Supplied information
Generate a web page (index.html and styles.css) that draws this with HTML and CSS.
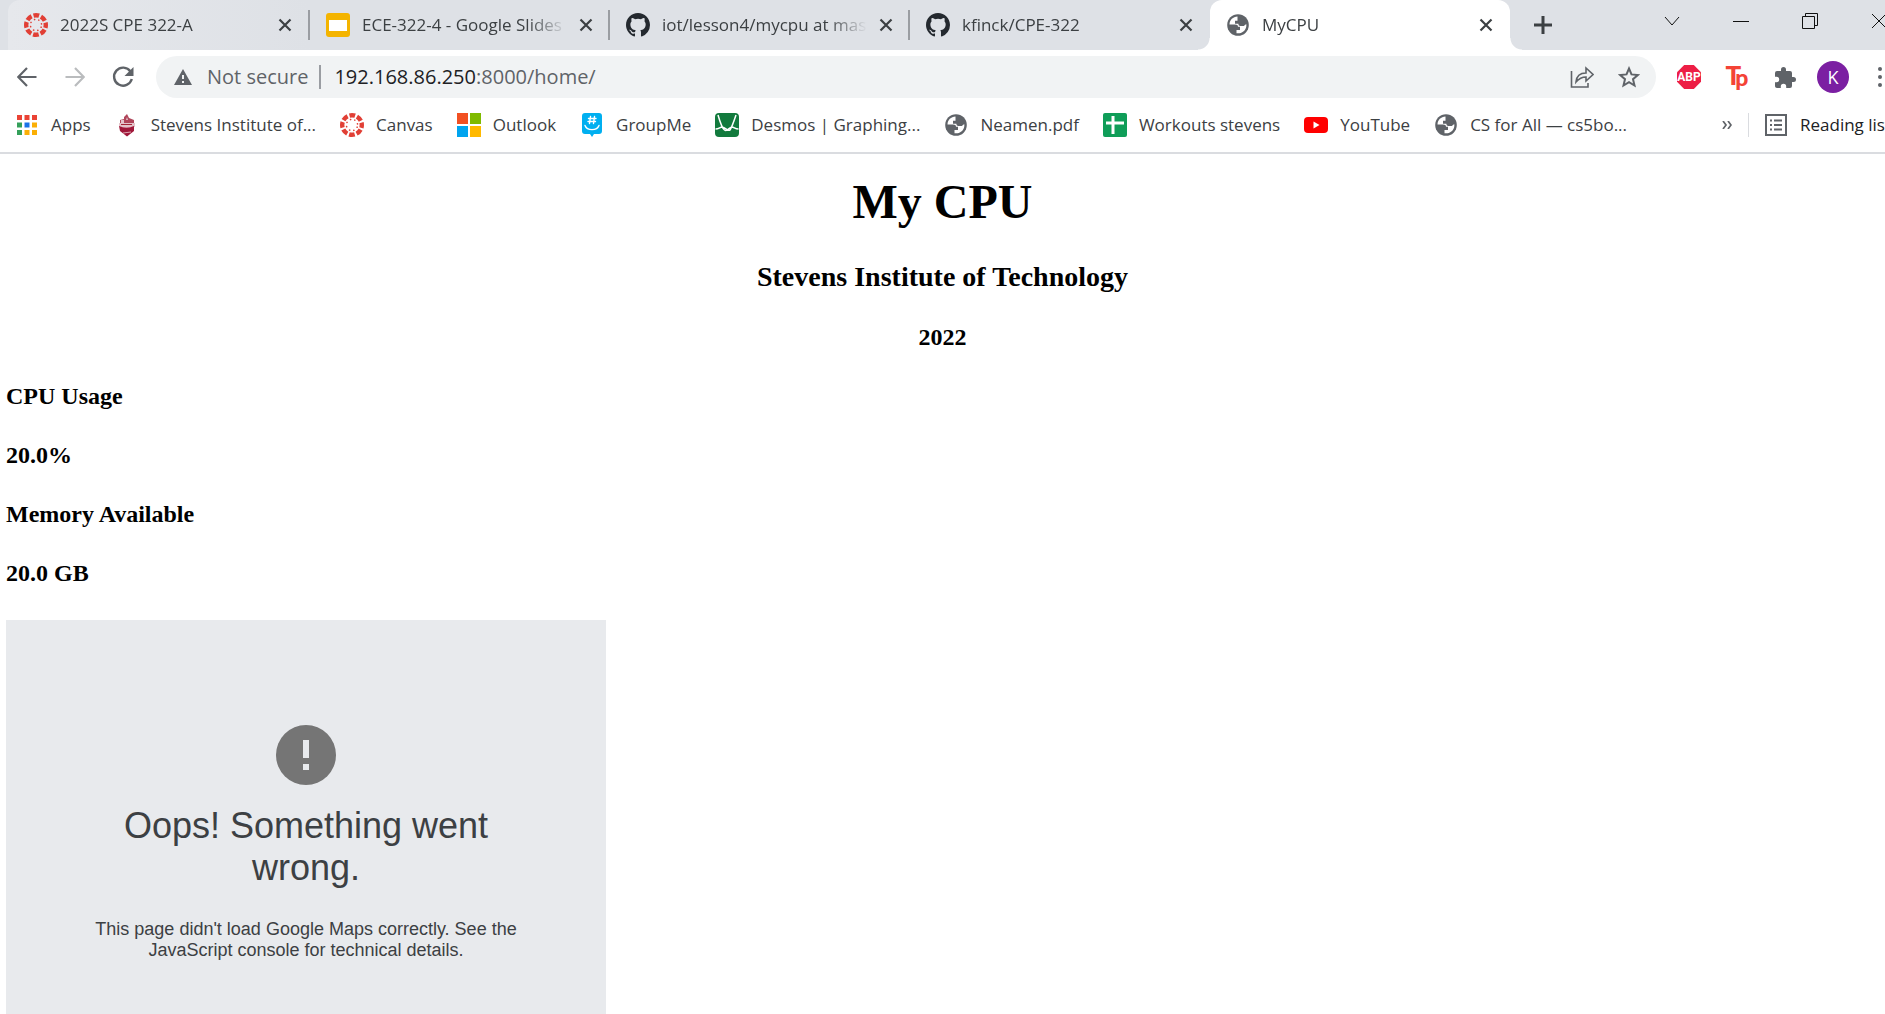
FILE: index.html
```html
<!DOCTYPE html>
<html lang="en">
<head>
<meta charset="utf-8">
<title>MyCPU</title>
<link rel="stylesheet" href="styles.css">
</head>
<body>
<svg class="defs" aria-hidden="true">
  <symbol id="canvas" viewBox="0 0 24 24">
    <circle cx="12" cy="12" r="9.800" fill="none" stroke="#e13f35" stroke-width="4.400" stroke-dasharray="5.700 2" stroke-dashoffset="2.850"/>
    <circle cx="12" cy="12" r="5.600" fill="none" stroke="#e13f35" stroke-width="1.600" stroke-linecap="round" stroke-dasharray="0.100 4.300" stroke-dashoffset="2.200"/>
  </symbol>
  <symbol id="github" viewBox="0 0 16 16"><path fill="#24292f" d="M8 0C3.580 0 0 3.580 0 8c0 3.540 2.290 6.530 5.470 7.590.4.070.55-.17.55-.38 0-.19-.01-.82-.01-1.490-2.010.37-2.530-.49-2.690-.94-.09-.23-.48-.94-.82-1.130-.28-.15-.68-.52-.01-.53.63-.01 1.080.58 1.230.82.72 1.210 1.870.87 2.330.66.070-.52.280-.87.510-1.070-1.780-.2-3.640-.89-3.640-3.950 0-.87.310-1.590.82-2.150-.08-.2-.36-1.020.08-2.120 0 0 .67-.21 2.200.82a7.600 7.600 0 0 1 4 0c1.530-1.040 2.200-.82 2.200-.82.44 1.100.16 1.920.08 2.120.51.56.82 1.270.82 2.150 0 3.070-1.870 3.750-3.650 3.950.29.25.54.73.54 1.480 0 1.070-.01 1.930-.01 2.200 0 .21.15.46.55.38A8 8 0 0 0 16 8c0-4.420-3.580-8-8-8z"/></symbol>
  <symbol id="globe" viewBox="0 0 22 22">
    <circle cx="11" cy="11" r="10.800" fill="#5f6368"/>
    <path fill="#fff" d="M10.500 2.500C6 2.600 2.700 6 2.500 10.500h5.500c2 0 3 .8 3 2.300h2v3.200H9.500v3.200c4.500.9 8.800-2 9.700-6.200.2-1 .2-2 0-3l-2.400 2h-3.500c-1.200 0-1.900-.8-1.900-2.200H8V6.700h2.500z"/>
  </symbol>
  <symbol id="close" viewBox="0 0 14 14"><path d="M1.500 1.500l11 11M12.500 1.500l-11 11" fill="none" stroke="#3c4043" stroke-width="2.200"/></symbol>
</svg>
<header class="browser">
  <nav class="tabs" aria-label="Tabs">
    <div class="tab hover"><svg class="icon"><use href="#canvas"/></svg><span class="label">2022S CPE 322-A</span><button class="x" aria-label="Close"><svg><use href="#close"/></svg></button></div>
    <div class="tab"><svg class="icon" viewBox="0 0 24 24"><rect width="24" height="24" rx="3" fill="#f4b400"/><path fill="#fff" d="M3 7h18v11H3z"/></svg><span class="label">ECE-322-4 - Google Slides</span><button class="x" aria-label="Close"><svg><use href="#close"/></svg></button></div>
    <div class="tab"><svg class="icon"><use href="#github"/></svg><span class="label">iot/lesson4/mycpu at master</span><button class="x" aria-label="Close"><svg><use href="#close"/></svg></button></div>
    <div class="tab last"><svg class="icon"><use href="#github"/></svg><span class="label">kfinck/CPE-322</span><button class="x" aria-label="Close"><svg><use href="#close"/></svg></button></div>
    <div class="tab active"><svg class="icon globe"><use href="#globe"/></svg><span class="label">MyCPU</span><button class="x" aria-label="Close"><svg><use href="#close"/></svg></button></div>
    <button class="new" aria-label="New tab"><svg viewBox="0 0 18 18"><path d="M9 0v18M0 9h18" stroke="#3c4043" stroke-width="3"/></svg></button>
    <div class="window">
      <button aria-label="Search tabs"><svg viewBox="0 0 16 16"><path d="M1 4l7 8 7-8"/></svg></button>
      <button aria-label="Minimize"><svg viewBox="0 0 16 16"><path d="M0 8.500h16"/></svg></button>
      <button aria-label="Restore"><svg viewBox="0 0 16 16"><path d="M.5 3.500h12v12H.5zM3.500 3.500v-3h12v12h-3"/></svg></button>
      <button aria-label="Close window"><svg viewBox="0 0 16 16"><path d="M1 1l14 14M15 1L1 15"/></svg></button>
    </div>
  </nav>
  <div class="toolbar">
    <button aria-label="Back"><svg viewBox="0 0 20 20"><path d="M19.500 10H2M10 1L1.200 10l8.800 9" fill="none" stroke="#5f6368" stroke-width="2.200"/></svg></button>
    <button aria-label="Forward"><svg viewBox="0 0 20 20"><path d="M.5 10H18M10 1l8.800 9-8.800 9" fill="none" stroke="#babcbe" stroke-width="2.200"/></svg></button>
    <button aria-label="Reload"><svg viewBox="0 0 22 22"><path d="M18.500 5.500A9 9 0 1 0 19.800 13" fill="none" stroke="#5f6368" stroke-width="2.400"/><path d="M21.500 1v9h-9z" fill="#5f6368"/></svg></button>
    <div class="omnibox">
      <svg class="warn" viewBox="0 0 18 16"><path d="M9 0l9 16H0z" fill="#5f6368"/><path d="M9 6v4M9 12v2" stroke="#f1f3f4" stroke-width="2"/></svg>
      <span class="secure">Not secure</span>
      <div class="url" role="textbox" aria-label="Address" contenteditable="true" spellcheck="false">192.168.86.250<span>:8000/home/</span></div>
      <button aria-label="Share"><svg class="share" viewBox="0 0 24 22"><path d="M1.500 5v16h16.500v-4M6 16c.5-6 4-9 10-9V2l7 6.500-7 6.500v-4c-4 0-7 1.500-10 5z" fill="none" stroke="#5f6368" stroke-width="1.600"/></svg></button>
      <button aria-label="Bookmark"><svg class="star" viewBox="0 0 22 22"><path d="M11 2.500l2.500 5.900 6.400.6-4.900 4.200 1.500 6.300L11 16.200l-5.500 3.300L7 13.200 2.100 9l6.400-.6z" fill="none" stroke="#5f6368" stroke-width="2"/></svg></button>
    </div>
    <div class="extensions">
      <button class="abp">ABP</button>
      <button class="tp"><span>T</span><span class="low">p</span></button>
      <button aria-label="Extensions"><svg viewBox="2 1 21 21"><path fill="#5f6368" d="M20.500 11H19V7a2 2 0 0 0-2-2h-4V3.500a2.500 2.500 0 0 0-5 0V5H4a2 2 0 0 0-2 2v3.800h1.500a2.700 2.700 0 0 1 0 5.400H2V20c0 1.100.9 2 2 2h3.800v-1.500a2.700 2.700 0 0 1 5.400 0V22H17a2 2 0 0 0 2-2v-4h1.500a2.500 2.500 0 0 0 0-5z"/></svg></button>
      <button class="avatar">K</button>
      <button class="more" aria-label="Menu"><svg viewBox="0 0 4 20"><g fill="#5f6368"><circle cx="2" cy="2" r="2"/><circle cx="2" cy="10" r="2"/><circle cx="2" cy="18" r="2"/></g></svg></button>
    </div>
  </div>
  <nav class="bookmarks" aria-label="Bookmarks">
    <a href="#"><svg class="apps" viewBox="0 0 20 20"><path fill="#ea4335" d="M0 0h5v5H0zM7.500 0h5v5h-5zM15 0h5v5h-5z"/><path fill="#34a05a" d="M0 7.500h5v5H0zM0 15h5v5H0z"/><path fill="#1a73e8" d="M7.500 7.500h5v5h-5z"/><path fill="#fbaf05" d="M15 7.500h5v5h-5zM7.500 15h5v5h-5zM15 15h5v5h-5z"/></svg>Apps</a>
    <a href="#"><svg class="stevens" viewBox="0 0 16 24"><path fill="#b0455a" d="M1 7l4-1V4l3-3 2 4 5 2v3H1z"/><path fill="#e3c3ca" d="M2 7h3v3H2zM8 4l1 3H7zM0 10h16v4H0z"/><path stroke="#a32638" d="M2 11.500h11"/><path fill="#a0183a" d="M0 13c5 2 10 2 15 0v5l-7 5.500L1 18z"/><path d="M4 20l8-1" stroke="#dba5b0"/></svg>Stevens Institute of...</a>
    <a href="#"><svg class="icon"><use href="#canvas"/></svg>Canvas</a>
    <a href="#"><svg class="icon" viewBox="0 0 24 24"><path fill="#f25022" d="M0 0h11v11H0z"/><path fill="#7fba00" d="M13 0h11v11H13z"/><path fill="#00a4ef" d="M0 13h11v11H0z"/><path fill="#ffb900" d="M13 13h11v11H13z"/></svg>Outlook</a>
    <a href="#"><svg class="icon" viewBox="0 0 24 24"><path fill="#00aff0" d="M5 0h14q3 0 3 3v15q0 3-3 3h-5l-2 3-2-3H5q-3 0-3-3V3q0-3 3-3z"/><path d="M10.500 3.500l-1 7M14.500 3.500l-1 7M8.500 5.500h7.500M8 8.500h7.500M5 12.500c2 5.500 12 5.500 14 0" fill="none" stroke="#fff" stroke-width="1.400" stroke-linecap="round"/></svg>GroupMe</a>
    <a href="#"><svg class="icon" viewBox="0 0 24 24"><rect width="24" height="24" rx="4" fill="#127a3d"/><path d="M3 2c2 7 4 13 6.500 15 3 2 5-3 7.500-3 2 0 3 2 6.500 2M21 2c-2 6-4 12-6 15-2 2-5-3-8-3-2 0-3 2-6.500 2" fill="none" stroke="#fff" stroke-width="1.500"/></svg>Desmos | Graphing...</a>
    <a href="#"><svg class="icon globe"><use href="#globe"/></svg>Neamen.pdf</a>
    <a href="#"><svg class="icon" viewBox="0 0 24 24"><rect width="24" height="24" rx="2" fill="#0f9d58"/><path d="M10 3v18M3 10h18" stroke="#fff" stroke-width="3"/></svg>Workouts stevens</a>
    <a href="#"><svg class="icon" viewBox="0 0 24 24"><rect y="4" width="24" height="16" rx="4" fill="#f00"/><path d="M9.500 8.500l6 3.500-6 3.500z" fill="#fff"/></svg>YouTube</a>
    <a href="#"><svg class="icon globe"><use href="#globe"/></svg>CS for All — cs5bo...</a>
    <button class="overflow" aria-label="More bookmarks"><svg viewBox="0 0 10 8"><path d="M1 0l3 4-3 4M6 0l3 4-3 4" fill="none" stroke="#5f6368" stroke-width="1.700"/></svg></button>
    <button class="reading"><svg viewBox="0 0 22 22"><path d="M1 1h20v20H1z" fill="none" stroke="#5f6368" stroke-width="2"/><path d="M5 6.500h2M5 11h2M5 15.500h2M9 6.500h8M9 11h8M9 15.500h8" stroke="#5f6368" stroke-width="2"/></svg>Reading list</button>
  </nav>
</header>
<main>
  <div class="heading">
    <h1>My CPU</h1>
    <h2>Stevens Institute of Technology</h2>
    <h3>2022</h3>
  </div>
  <h3>CPU Usage</h3>
  <h3>20.0%</h3>
  <h3>Memory Available</h3>
  <h3>20.0 GB</h3>
  <section class="map">
    <svg viewBox="0 0 60 60"><circle cx="30" cy="30" r="30" fill="#757575"/><path d="M27 15h6v18h-6zM27 39h6v6h-6z" fill="#e8eaed"/></svg>
    <p class="title">Oops! Something went wrong.</p>
    <p class="message">This page didn't load Google Maps correctly. See the JavaScript console for technical details.</p>
  </section>
</main>
</body>
</html>
```
FILE: styles.css
```css
* { box-sizing: border-box; }
body { margin: 0; height: 100vh; overflow: hidden; background: #fff; color: #000; font-family: "Liberation Serif", "Times New Roman", serif; }
button { display: flex; align-items: center; justify-content: center; flex: none; padding: 0; border: 0; background: none; color: inherit; font: inherit; }
svg { display: block; flex: none; }
.defs { width: 0; height: 0; position: absolute; }
.icon { width: 24px; height: 24px; }
.icon.globe { width: 22px; height: 22px; margin: 0 1px; }

.browser { border-bottom: 2px solid #dadce0; color: #3c4043; font: 17px/24px "Open Sans", "Segoe UI", sans-serif; white-space: nowrap; overflow: hidden; }
.tabs { display: flex; height: 50px; background: #dee1e6; padding-left: 8px; overflow: hidden; }
.tab { position: relative; display: flex; align-items: center; flex: none; width: 300px; padding: 0 17px 0 16px; }
.tab.hover { width: 302px; padding-right: 18px; background: linear-gradient(90deg, #e6e8ec, #dee1e6); border-radius: 12px 12px 0 0; }
.tab:not(.active):not(.last)::after { content: ""; position: absolute; right: 0; top: 10px; width: 2px; height: 30px; background: #9a9da2; }
.tab .label { flex: 1; min-width: 0; margin: 0 12px; overflow: hidden; mask-image: linear-gradient(90deg, #000 calc(100% - 40px), transparent); }
.tab .x svg { width: 14px; height: 14px; }
.tab.active { background: #fff; border-radius: 12px 12px 0 0; }
.tab.active::before, .tab.active::after { content: ""; position: absolute; bottom: 0; width: 12px; height: 12px; }
.tab.active::before { left: -12px; background: radial-gradient(circle at 0 0, #dee1e6 11px, #fff 12px); }
.tab.active::after { right: -12px; background: radial-gradient(circle at 100% 0, #dee1e6 11px, #fff 12px); }
.new { width: 66px; }
.new svg { width: 18px; height: 18px; }
.window { display: flex; margin-left: auto; margin-right: -28px; }
.window button { width: 69px; padding-bottom: 9px; }
.window svg { width: 16px; height: 16px; fill: none; stroke: #111; }

.toolbar { display: flex; align-items: center; height: 54px; padding-left: 3px; }
.toolbar > button { width: 48px; }
.toolbar > button svg { width: 20px; height: 20px; }
.toolbar > button:nth-child(3) svg { width: 22px; height: 22px; }
.omnibox { display: flex; align-items: center; flex: 1; height: 42px; margin-left: 9px; padding: 0 16px 0 18px; border-radius: 21px; background: #f1f3f4; font-size: 20px; }
.warn { width: 18px; height: 16px; }
.secure { margin-left: 15px; padding-right: 11px; border-right: 2px solid #9a9da2; color: #5f6368; }
.url { flex: 1; padding-left: 13px; color: #202124; }
.url span { color: #5f6368; }
.omnibox button { margin-left: 24px; }
.share { width: 24px; height: 22px; }
.star { width: 22px; height: 22px; }
.extensions { display: flex; align-items: center; gap: 16px; margin-left: 17px; margin-right: 3px; }
.extensions button { width: 32px; height: 32px; }
.extensions svg { width: 21px; height: 21px; }
.extensions .abp { width: 24px; height: 24px; margin: 0 4px; background: #ed1e45; color: #fff; font: 700 12px/24px Roboto, sans-serif; clip-path: polygon(30% 0, 70% 0, 100% 30%, 100% 70%, 70% 100%, 30% 100%, 0 70%, 0 30%); }
.extensions .tp { align-items: flex-start; color: #f44336; font: 900 26px/28px Lato, sans-serif; }
.extensions .tp .low { margin-left: -6px; font-size: 23px; line-height: 32px; }
.extensions .avatar { border-radius: 50%; background: #7b1fa2; color: #fff; font-size: 18px; }
.extensions .more { width: 4px; margin-left: 13px; }
.extensions .more svg { width: 4px; height: 20px; }

.bookmarks { display: flex; align-items: center; gap: 24px; height: 48px; padding: 0 0 6px 17px; }
.bookmarks a { display: flex; align-items: center; gap: 12px; flex: none; color: inherit; text-decoration: none; }
.apps { width: 20px; height: 20px; margin-right: 2px; }
.stevens { width: 16px; height: 24px; margin: 0 4px; }
.overflow { margin-left: auto; }
.overflow svg { width: 10px; height: 8px; }
.reading { height: 24px; margin-left: -8px; margin-right: -6px; padding-left: 16px; gap: 13px; border-left: 1px solid #dadce0; color: #202124; }
.reading svg { width: 22px; height: 22px; }

main { padding: 0 6px; }
h1, h2, h3 { margin: 0; font-weight: 700; }
h1 { padding-top: 20px; font-size: 48px; line-height: 56px; }
h2 { padding-top: 31px; font-size: 28px; line-height: 31px; }
h3 { padding-top: 32px; font-size: 24px; line-height: 27px; }
.heading { text-align: center; }
.map { width: 600px; height: 394px; margin-top: 33px; padding: 105px 80px 0; background: #e8eaed; color: #3c4043; font-family: "Liberation Sans", Arial, sans-serif; text-align: center; }
.map svg { width: 60px; height: 60px; margin: 0 auto; }
.map p { margin: 0; }
.map .title { padding: 20px 32px 0; font-size: 36px; line-height: 42px; }
.map .message { padding-top: 30px; font-size: 18px; line-height: 21px; }
```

Exercise aim
State the number of lines that contain the string "page", with no other words.

Answer for the task
2